Being a self-employed personal trainer is both rewarding and challenging. While you enjoy the freedom to set your schedule, build client relationships, and work on your own terms, the responsibility of managing your finances, especially taxes, falls squarely on your shoulders. Claiming allowable business expenses is one of the most effective ways to reduce your tax bill and keep more of what you earn.

From gym equipment and studio hire to travel, insurance, home office costs, and training courses, a wide range of expenses can legitimately support your business. The key is to ensure each cost is wholly and exclusively for your professional activities. By understanding the rules, applying them correctly, and maintaining clear records, you reduce the risk of error and put yourself in a stronger financial position.

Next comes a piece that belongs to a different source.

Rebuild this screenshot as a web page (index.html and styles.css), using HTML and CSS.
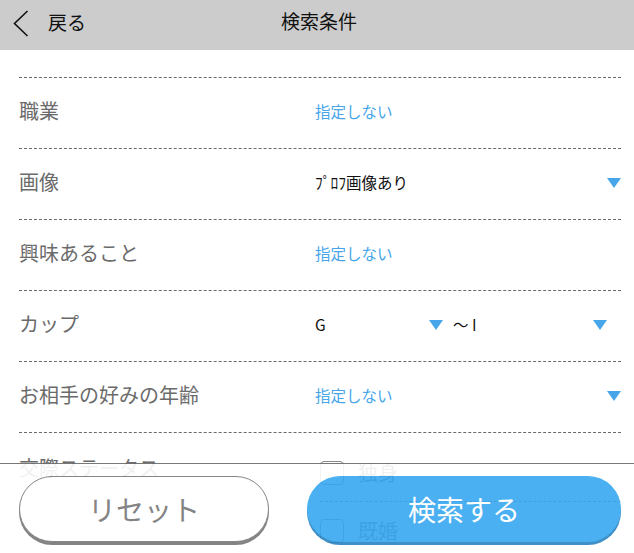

Avoiding common pitfalls such as overclaiming personal expenses, missing receipts, or underreporting income is essential. So is taking advantage of the many lesser-known deductible costs from marketing and digital tools to uniforms, subscriptions, and administrative services. These everyday business outgoings can add up significantly across the year.

Ultimately, good expense management isn’t just about saving on taxes. It’s about building a more resilient business — one where cash flow is predictable, growth is sustainable, and you’re free to focus on what matters most: helping clients reach their goals. With a better understanding of what you can claim, careful planning, and consistent record keeping, you’ll not only meet your legal obligations, you’ll thrive as a financially confident personal trainer.